* _TASK REQUIREMENTS_: Write the data out again, character for character, with no images.

* _DATA SEGMENT_:
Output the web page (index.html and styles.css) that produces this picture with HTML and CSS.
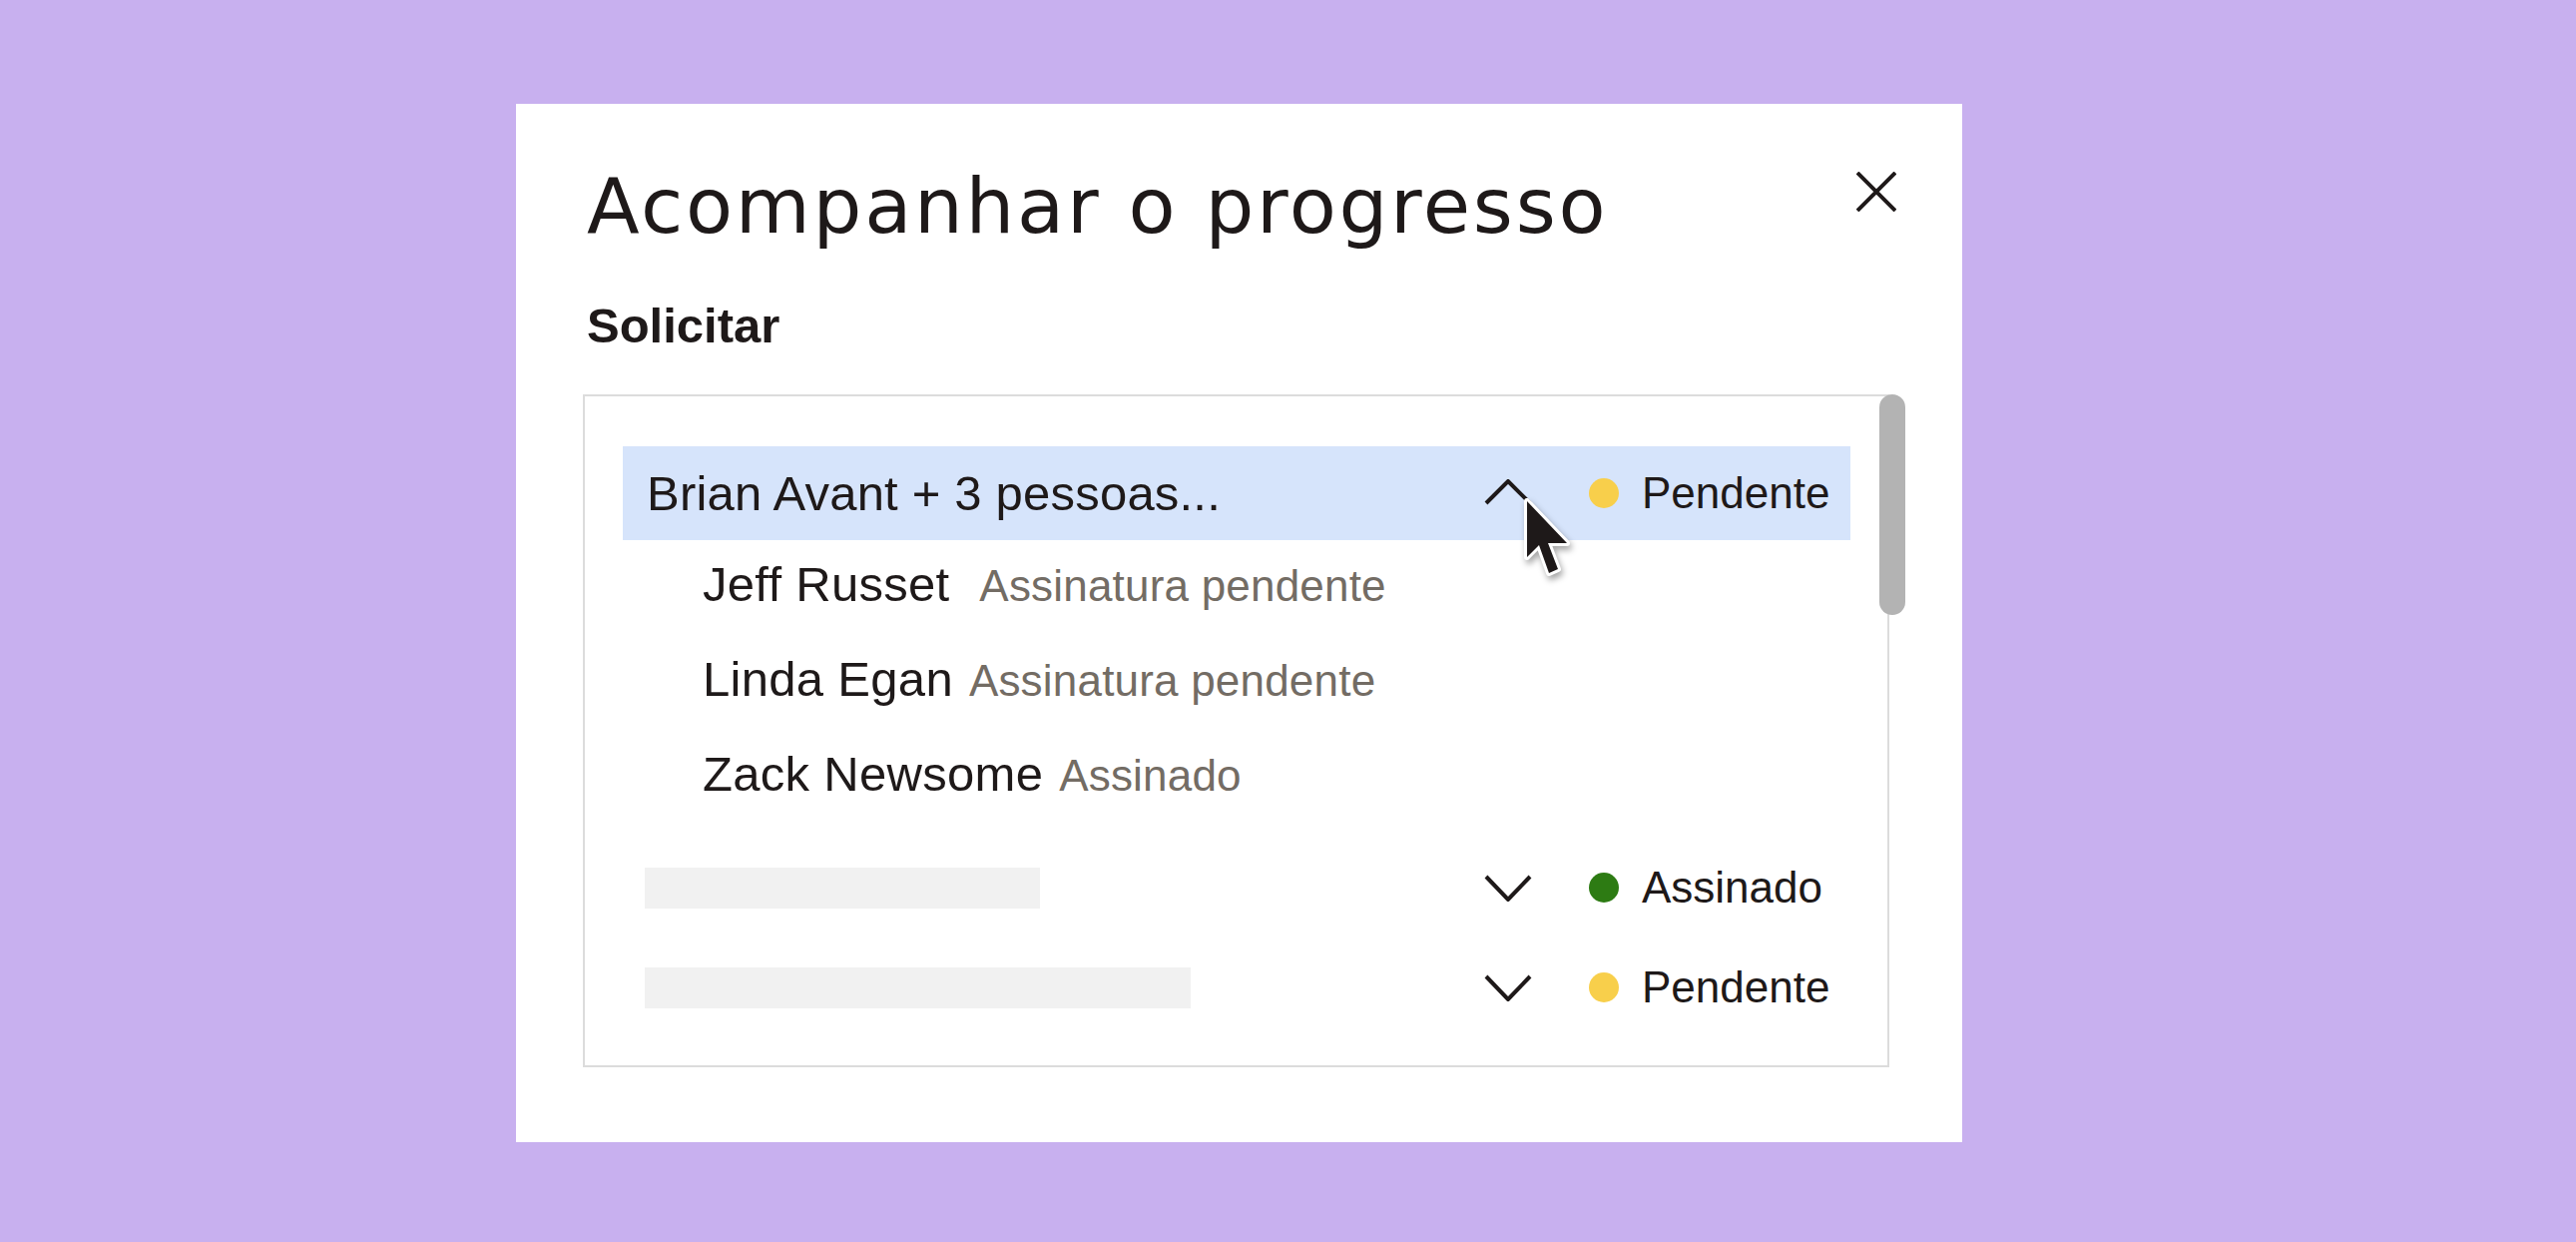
FILE: index.html
```html
<!DOCTYPE html>
<html lang="pt">
<head>
    <meta charset="UTF-8">
    <meta name="viewport" content="width=device-width, initial-scale=1.0">
    <title>Acompanhar o progresso</title>
    <link rel="stylesheet" href="styles.css">
</head>
<body>

    <div class="modal">
        <div class="modal-header">
            <h1 class="modal-title">Acompanhar o progresso</h1>
            <button class="close-btn" aria-label="Fechar">
                <svg width="40" height="40" viewBox="0 0 40 40">
                    <path d="M1 1 L39 39 M39 1 L1 39" stroke="#1e1919" stroke-width="4" fill="none"/>
                </svg>
            </button>
        </div>

        <h2 class="section-label">Solicitar</h2>

        <div class="request-list">
            <div class="scrollbar"></div>

            <div class="request-row active">
                <span class="request-name">Brian Avant + 3 pessoas...</span>
                <svg class="chevron" width="48" height="28" viewBox="0 0 48 28">
                    <polyline points="2,24 24,2 46,24" />
                </svg>
                <span class="status"><span class="dot pending"></span>Pendente</span>

                <svg class="cursor" width="70" height="100" viewBox="0 0 70 100">
                    <path d="M12 14 L12 70 L24 58 L34 86 L43 82 L33 56 L52 56 Z" />
                </svg>
            </div>

            <ul class="signers">
                <li><span class="signer-name">Jeff Russet</span>&nbsp; <span class="signer-status">Assinatura pendente</span></li>
                <li><span class="signer-name">Linda Egan</span> <span class="signer-status">Assinatura pendente</span></li>
                <li><span class="signer-name">Zack Newsome</span> <span class="signer-status">Assinado</span></li>
            </ul>

            <div class="request-row placeholder-row first">
                <span class="placeholder short"></span>
                <svg class="chevron" width="48" height="28" viewBox="0 0 48 28">
                    <polyline points="2,3 24,26 46,3" />
                </svg>
                <span class="status"><span class="dot signed"></span>Assinado</span>
            </div>

            <div class="request-row placeholder-row">
                <span class="placeholder long"></span>
                <svg class="chevron" width="48" height="28" viewBox="0 0 48 28">
                    <polyline points="2,3 24,26 46,3" />
                </svg>
                <span class="status"><span class="dot pending"></span>Pendente</span>
            </div>
        </div>
    </div>

</body>
</html>
```

FILE: styles.css
```css
html {
    background-color: #c8b0ef;
}
body {
    margin: 0;
    padding: 104px 0 0 517px;
    font-family: 'Liberation Sans', Arial, sans-serif;
    color: #1e1919;
}
.modal {
    width: 1449px;
    height: 1040px;
    box-sizing: border-box;
    padding: 64px 73px 0 67px;
    background-color: #ffffff;
}
.modal-header {
    display: flex;
    justify-content: space-between;
    align-items: flex-start;
}
.modal-title {
    margin: 0;
    padding-left: 4px;
    font-family: 'DejaVu Sans', sans-serif;
    font-weight: normal;
    font-size: 77px;
    line-height: 77px;
    letter-spacing: 2.7px;
}
.close-btn {
    margin: 4px -7px 0 0;
    padding: 0;
    border: none;
    background: none;
    width: 40px;
    height: 40px;
    cursor: pointer;
}
.close-btn svg {
    display: block;
}
.section-label {
    margin: 57px 0 45px 4px;
    font-size: 49px;
    line-height: 48px;
    font-weight: bold;
}
.request-list {
    position: relative;
    height: 674px;
    box-sizing: border-box;
    padding: 50px 37px 0 38px;
    border: 2px solid #dcdcdc;
}
.scrollbar {
    position: absolute;
    top: -2px;
    right: -18px;
    width: 26px;
    height: 221px;
    border-radius: 13px;
    background-color: #b3b3b3;
}
.request-row {
    position: relative;
    display: flex;
    align-items: center;
    height: 94px;
    padding-left: 24px;
}
.request-row.active {
    background-color: #d6e4fb;
}
.request-name {
    flex: 1;
    font-size: 49px;
    line-height: 48px;
    letter-spacing: 0.2px;
}
.chevron {
    display: block;
    margin-left: auto;
    margin-right: 57px;
    fill: none;
    stroke: #1e1919;
    stroke-width: 4;
}
.status {
    display: flex;
    align-items: center;
    gap: 23px;
    width: 262px;
    font-size: 44px;
    line-height: 46px;
}
.dot {
    width: 30px;
    height: 30px;
    border-radius: 50%;
}
.dot.pending {
    background-color: #f8cf4b;
}
.dot.signed {
    background-color: #2d7b13;
}
.cursor {
    position: absolute;
    left: 894px;
    top: 41px;
    fill: #1e1919;
    stroke: #ffffff;
    stroke-width: 6;
    stroke-linejoin: round;
    paint-order: stroke;
    filter: drop-shadow(2px 4px 3px rgba(0, 0, 0, 0.35));
}
.signers {
    list-style: none;
    margin: -3px 0 0 0;
    padding: 0;
}
.signers li {
    height: 95px;
    line-height: 95px;
    padding-left: 80px;
    font-size: 49px;
    letter-spacing: 0.3px;
    white-space: nowrap;
}
.signer-status {
    margin-left: 2px;
    font-size: 44px;
    letter-spacing: 0.2px;
    color: #736c64;
}
.placeholder-row {
    height: 100px;
    padding-left: 22px;
}
.placeholder-row.first {
    margin-top: 16px;
}
.placeholder {
    height: 41px;
    background-color: #f1f1f1;
}
.placeholder.short {
    width: 396px;
}
.placeholder.long {
    width: 547px;
}
```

* _ANSWER FOR THE TASK_:
Output the web page (index.html and styles.css) that produces this picture with HTML and CSS.
FILE: index.html
```html
<!DOCTYPE html>
<html lang="pt">
<head>
    <meta charset="UTF-8">
    <meta name="viewport" content="width=device-width, initial-scale=1.0">
    <title>Acompanhar o progresso</title>
    <link rel="stylesheet" href="styles.css">
</head>
<body>

    <div class="modal">
        <div class="modal-header">
            <h1 class="modal-title">Acompanhar o progresso</h1>
            <button class="close-btn" aria-label="Fechar">
                <svg width="40" height="40" viewBox="0 0 40 40">
                    <path d="M1 1 L39 39 M39 1 L1 39" stroke="#1e1919" stroke-width="4" fill="none"/>
                </svg>
            </button>
        </div>

        <h2 class="section-label">Solicitar</h2>

        <div class="request-list">
            <div class="scrollbar"></div>

            <div class="request-row active">
                <span class="request-name">Brian Avant + 3 pessoas...</span>
                <svg class="chevron" width="48" height="28" viewBox="0 0 48 28">
                    <polyline points="2,24 24,2 46,24" />
                </svg>
                <span class="status"><span class="dot pending"></span>Pendente</span>

                <svg class="cursor" width="70" height="100" viewBox="0 0 70 100">
                    <path d="M12 14 L12 70 L24 58 L34 86 L43 82 L33 56 L52 56 Z" />
                </svg>
            </div>

            <ul class="signers">
                <li><span class="signer-name">Jeff Russet</span>&nbsp; <span class="signer-status">Assinatura pendente</span></li>
                <li><span class="signer-name">Linda Egan</span> <span class="signer-status">Assinatura pendente</span></li>
                <li><span class="signer-name">Zack Newsome</span> <span class="signer-status">Assinado</span></li>
            </ul>

            <div class="request-row placeholder-row first">
                <span class="placeholder short"></span>
                <svg class="chevron" width="48" height="28" viewBox="0 0 48 28">
                    <polyline points="2,3 24,26 46,3" />
                </svg>
                <span class="status"><span class="dot signed"></span>Assinado</span>
            </div>

            <div class="request-row placeholder-row">
                <span class="placeholder long"></span>
                <svg class="chevron" width="48" height="28" viewBox="0 0 48 28">
                    <polyline points="2,3 24,26 46,3" />
                </svg>
                <span class="status"><span class="dot pending"></span>Pendente</span>
            </div>
        </div>
    </div>

</body>
</html>
```

FILE: styles.css
```css
html {
    background-color: #c8b0ef;
}
body {
    margin: 0;
    padding: 104px 0 0 517px;
    font-family: 'Liberation Sans', Arial, sans-serif;
    color: #1e1919;
}
.modal {
    width: 1449px;
    height: 1040px;
    box-sizing: border-box;
    padding: 64px 73px 0 67px;
    background-color: #ffffff;
}
.modal-header {
    display: flex;
    justify-content: space-between;
    align-items: flex-start;
}
.modal-title {
    margin: 0;
    padding-left: 4px;
    font-family: 'DejaVu Sans', sans-serif;
    font-weight: normal;
    font-size: 77px;
    line-height: 77px;
    letter-spacing: 2.7px;
}
.close-btn {
    margin: 4px -7px 0 0;
    padding: 0;
    border: none;
    background: none;
    width: 40px;
    height: 40px;
    cursor: pointer;
}
.close-btn svg {
    display: block;
}
.section-label {
    margin: 57px 0 45px 4px;
    font-size: 49px;
    line-height: 48px;
    font-weight: bold;
}
.request-list {
    position: relative;
    height: 674px;
    box-sizing: border-box;
    padding: 50px 37px 0 38px;
    border: 2px solid #dcdcdc;
}
.scrollbar {
    position: absolute;
    top: -2px;
    right: -18px;
    width: 26px;
    height: 221px;
    border-radius: 13px;
    background-color: #b3b3b3;
}
.request-row {
    position: relative;
    display: flex;
    align-items: center;
    height: 94px;
    padding-left: 24px;
}
.request-row.active {
    background-color: #d6e4fb;
}
.request-name {
    flex: 1;
    font-size: 49px;
    line-height: 48px;
    letter-spacing: 0.2px;
}
.chevron {
    display: block;
    margin-left: auto;
    margin-right: 57px;
    fill: none;
    stroke: #1e1919;
    stroke-width: 4;
}
.status {
    display: flex;
    align-items: center;
    gap: 23px;
    width: 262px;
    font-size: 44px;
    line-height: 46px;
}
.dot {
    width: 30px;
    height: 30px;
    border-radius: 50%;
}
.dot.pending {
    background-color: #f8cf4b;
}
.dot.signed {
    background-color: #2d7b13;
}
.cursor {
    position: absolute;
    left: 894px;
    top: 41px;
    fill: #1e1919;
    stroke: #ffffff;
    stroke-width: 6;
    stroke-linejoin: round;
    paint-order: stroke;
    filter: drop-shadow(2px 4px 3px rgba(0, 0, 0, 0.35));
}
.signers {
    list-style: none;
    margin: -3px 0 0 0;
    padding: 0;
}
.signers li {
    height: 95px;
    line-height: 95px;
    padding-left: 80px;
    font-size: 49px;
    letter-spacing: 0.3px;
    white-space: nowrap;
}
.signer-status {
    margin-left: 2px;
    font-size: 44px;
    letter-spacing: 0.2px;
    color: #736c64;
}
.placeholder-row {
    height: 100px;
    padding-left: 22px;
}
.placeholder-row.first {
    margin-top: 16px;
}
.placeholder {
    height: 41px;
    background-color: #f1f1f1;
}
.placeholder.short {
    width: 396px;
}
.placeholder.long {
    width: 547px;
}
```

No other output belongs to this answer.